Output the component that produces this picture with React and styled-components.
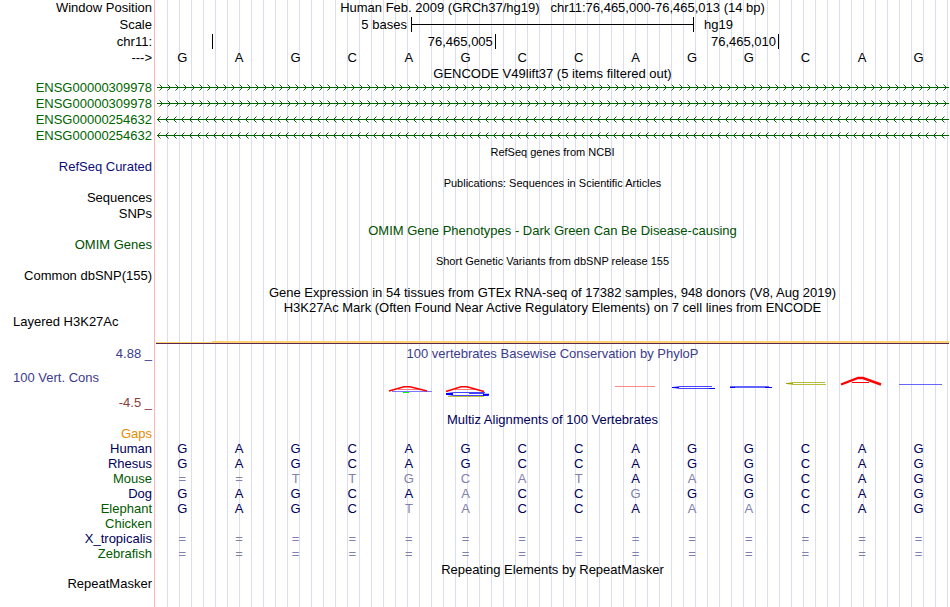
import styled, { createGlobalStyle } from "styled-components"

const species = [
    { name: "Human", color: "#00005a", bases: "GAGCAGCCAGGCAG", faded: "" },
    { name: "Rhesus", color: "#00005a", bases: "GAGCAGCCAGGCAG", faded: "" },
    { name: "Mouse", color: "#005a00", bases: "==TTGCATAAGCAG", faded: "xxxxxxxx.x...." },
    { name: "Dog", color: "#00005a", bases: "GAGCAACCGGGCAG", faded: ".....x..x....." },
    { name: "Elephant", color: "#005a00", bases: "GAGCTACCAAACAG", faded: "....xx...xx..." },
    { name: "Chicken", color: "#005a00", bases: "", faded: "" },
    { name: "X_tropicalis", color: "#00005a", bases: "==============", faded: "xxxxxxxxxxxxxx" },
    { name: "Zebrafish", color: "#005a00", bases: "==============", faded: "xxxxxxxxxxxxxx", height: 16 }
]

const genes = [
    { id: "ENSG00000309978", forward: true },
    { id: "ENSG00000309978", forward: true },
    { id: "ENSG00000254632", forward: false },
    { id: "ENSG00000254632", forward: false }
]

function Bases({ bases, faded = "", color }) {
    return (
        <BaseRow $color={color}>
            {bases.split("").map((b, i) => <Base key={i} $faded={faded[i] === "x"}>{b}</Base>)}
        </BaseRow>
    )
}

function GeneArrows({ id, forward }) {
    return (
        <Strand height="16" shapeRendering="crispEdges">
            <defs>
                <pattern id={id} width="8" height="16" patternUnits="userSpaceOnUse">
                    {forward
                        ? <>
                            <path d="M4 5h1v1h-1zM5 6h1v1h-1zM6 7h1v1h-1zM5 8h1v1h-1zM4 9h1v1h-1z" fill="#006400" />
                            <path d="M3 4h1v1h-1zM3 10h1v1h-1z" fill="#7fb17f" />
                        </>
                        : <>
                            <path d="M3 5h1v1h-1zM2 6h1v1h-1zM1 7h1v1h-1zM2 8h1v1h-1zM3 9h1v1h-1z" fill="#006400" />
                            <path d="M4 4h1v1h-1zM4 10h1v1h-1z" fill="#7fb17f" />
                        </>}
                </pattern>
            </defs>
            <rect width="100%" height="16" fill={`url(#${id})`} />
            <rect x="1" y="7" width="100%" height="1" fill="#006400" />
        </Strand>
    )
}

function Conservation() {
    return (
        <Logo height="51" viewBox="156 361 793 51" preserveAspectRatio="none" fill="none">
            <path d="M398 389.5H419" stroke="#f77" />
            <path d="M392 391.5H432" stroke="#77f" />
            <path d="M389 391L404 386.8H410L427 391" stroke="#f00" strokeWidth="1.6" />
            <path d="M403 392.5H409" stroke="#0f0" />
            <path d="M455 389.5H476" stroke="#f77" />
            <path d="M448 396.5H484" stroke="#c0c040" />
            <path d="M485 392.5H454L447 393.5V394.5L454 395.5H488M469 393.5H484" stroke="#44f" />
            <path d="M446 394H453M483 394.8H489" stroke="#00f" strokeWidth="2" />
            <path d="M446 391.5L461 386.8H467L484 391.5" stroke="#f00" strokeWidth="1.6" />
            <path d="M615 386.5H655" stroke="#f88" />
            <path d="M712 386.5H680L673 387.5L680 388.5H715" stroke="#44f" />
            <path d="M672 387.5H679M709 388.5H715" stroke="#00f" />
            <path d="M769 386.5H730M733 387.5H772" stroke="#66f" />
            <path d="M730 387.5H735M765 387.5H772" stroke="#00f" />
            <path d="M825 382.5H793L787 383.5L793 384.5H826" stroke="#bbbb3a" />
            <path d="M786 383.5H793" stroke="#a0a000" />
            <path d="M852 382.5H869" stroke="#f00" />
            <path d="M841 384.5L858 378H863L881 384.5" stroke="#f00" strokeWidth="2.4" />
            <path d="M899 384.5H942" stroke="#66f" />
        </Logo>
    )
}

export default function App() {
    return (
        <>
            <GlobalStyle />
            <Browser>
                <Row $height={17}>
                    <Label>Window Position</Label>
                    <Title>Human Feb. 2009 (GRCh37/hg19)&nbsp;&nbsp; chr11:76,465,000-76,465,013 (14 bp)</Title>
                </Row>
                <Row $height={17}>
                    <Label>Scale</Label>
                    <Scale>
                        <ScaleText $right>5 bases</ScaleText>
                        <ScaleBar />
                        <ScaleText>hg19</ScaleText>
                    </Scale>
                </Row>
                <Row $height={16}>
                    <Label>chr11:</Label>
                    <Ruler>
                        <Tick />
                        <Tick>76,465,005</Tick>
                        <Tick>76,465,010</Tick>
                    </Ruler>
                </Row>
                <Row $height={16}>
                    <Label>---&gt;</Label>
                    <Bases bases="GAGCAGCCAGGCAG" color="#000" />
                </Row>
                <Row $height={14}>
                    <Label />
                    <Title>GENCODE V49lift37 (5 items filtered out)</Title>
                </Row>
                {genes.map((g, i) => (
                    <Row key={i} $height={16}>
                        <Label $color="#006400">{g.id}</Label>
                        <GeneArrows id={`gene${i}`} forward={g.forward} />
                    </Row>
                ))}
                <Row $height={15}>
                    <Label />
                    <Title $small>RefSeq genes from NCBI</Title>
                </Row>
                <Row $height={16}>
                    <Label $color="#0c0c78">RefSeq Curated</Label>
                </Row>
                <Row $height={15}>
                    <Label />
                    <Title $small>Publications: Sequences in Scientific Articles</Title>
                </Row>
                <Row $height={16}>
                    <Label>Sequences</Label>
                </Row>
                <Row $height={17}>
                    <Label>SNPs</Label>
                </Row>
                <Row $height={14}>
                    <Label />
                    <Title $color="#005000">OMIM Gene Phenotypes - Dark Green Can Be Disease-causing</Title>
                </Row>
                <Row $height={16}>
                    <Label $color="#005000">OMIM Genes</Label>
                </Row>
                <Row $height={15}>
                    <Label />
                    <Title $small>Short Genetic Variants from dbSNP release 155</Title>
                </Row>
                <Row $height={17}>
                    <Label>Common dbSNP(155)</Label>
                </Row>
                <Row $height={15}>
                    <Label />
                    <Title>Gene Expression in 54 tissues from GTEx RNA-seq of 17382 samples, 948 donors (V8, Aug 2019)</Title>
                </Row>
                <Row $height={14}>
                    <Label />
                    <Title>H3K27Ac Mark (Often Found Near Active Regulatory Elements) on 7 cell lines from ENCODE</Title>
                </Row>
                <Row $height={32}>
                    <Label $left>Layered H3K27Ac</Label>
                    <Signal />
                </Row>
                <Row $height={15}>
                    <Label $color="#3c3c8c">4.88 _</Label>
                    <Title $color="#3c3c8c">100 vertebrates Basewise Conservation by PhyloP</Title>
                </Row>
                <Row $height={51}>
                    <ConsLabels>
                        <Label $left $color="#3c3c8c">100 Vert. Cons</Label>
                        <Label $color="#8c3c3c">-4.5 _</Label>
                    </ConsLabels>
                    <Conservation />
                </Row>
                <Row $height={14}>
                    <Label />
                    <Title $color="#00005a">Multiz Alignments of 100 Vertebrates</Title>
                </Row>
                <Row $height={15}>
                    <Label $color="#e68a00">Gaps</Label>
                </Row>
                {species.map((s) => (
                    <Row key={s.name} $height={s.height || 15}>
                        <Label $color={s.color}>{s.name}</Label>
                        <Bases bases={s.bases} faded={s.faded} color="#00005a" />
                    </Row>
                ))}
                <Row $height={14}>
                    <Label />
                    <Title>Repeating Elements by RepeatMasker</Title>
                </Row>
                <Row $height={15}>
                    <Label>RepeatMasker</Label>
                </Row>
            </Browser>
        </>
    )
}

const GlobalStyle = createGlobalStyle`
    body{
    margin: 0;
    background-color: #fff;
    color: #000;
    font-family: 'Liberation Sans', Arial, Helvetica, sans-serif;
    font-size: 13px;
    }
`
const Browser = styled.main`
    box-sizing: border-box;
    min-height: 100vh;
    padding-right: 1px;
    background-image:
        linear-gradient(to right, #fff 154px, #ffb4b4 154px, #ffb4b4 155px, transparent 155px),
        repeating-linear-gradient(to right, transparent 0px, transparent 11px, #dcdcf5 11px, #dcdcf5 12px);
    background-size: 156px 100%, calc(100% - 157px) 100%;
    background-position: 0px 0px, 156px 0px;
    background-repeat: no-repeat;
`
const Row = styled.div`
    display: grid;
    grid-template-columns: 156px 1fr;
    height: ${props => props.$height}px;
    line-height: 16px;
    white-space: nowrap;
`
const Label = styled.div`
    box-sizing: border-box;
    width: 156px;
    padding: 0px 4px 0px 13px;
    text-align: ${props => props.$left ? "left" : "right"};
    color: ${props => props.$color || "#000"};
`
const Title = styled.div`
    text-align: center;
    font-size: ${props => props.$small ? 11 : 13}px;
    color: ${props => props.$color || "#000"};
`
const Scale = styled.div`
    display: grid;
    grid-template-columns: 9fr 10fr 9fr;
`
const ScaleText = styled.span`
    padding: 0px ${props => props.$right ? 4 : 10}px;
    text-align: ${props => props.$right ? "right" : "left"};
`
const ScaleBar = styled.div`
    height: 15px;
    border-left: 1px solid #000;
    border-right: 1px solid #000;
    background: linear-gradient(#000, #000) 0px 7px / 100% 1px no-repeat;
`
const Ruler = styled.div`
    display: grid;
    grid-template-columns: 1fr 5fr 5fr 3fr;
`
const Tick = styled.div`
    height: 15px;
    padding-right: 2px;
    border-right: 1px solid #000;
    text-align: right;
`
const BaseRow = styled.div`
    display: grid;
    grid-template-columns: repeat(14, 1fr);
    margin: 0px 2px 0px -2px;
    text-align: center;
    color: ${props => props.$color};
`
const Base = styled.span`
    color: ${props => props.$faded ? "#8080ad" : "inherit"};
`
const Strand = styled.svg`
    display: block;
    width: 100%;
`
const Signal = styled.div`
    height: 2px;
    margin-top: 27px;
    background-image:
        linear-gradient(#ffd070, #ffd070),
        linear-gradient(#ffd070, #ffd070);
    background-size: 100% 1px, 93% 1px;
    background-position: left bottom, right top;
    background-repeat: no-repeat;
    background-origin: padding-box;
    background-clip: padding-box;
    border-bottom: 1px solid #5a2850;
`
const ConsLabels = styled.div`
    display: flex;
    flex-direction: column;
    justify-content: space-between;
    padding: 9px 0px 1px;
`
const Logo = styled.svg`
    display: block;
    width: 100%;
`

··········

* Work to do
Among the lines above, determine how many hold the word "components"; report the figure alone.

* Complete response
2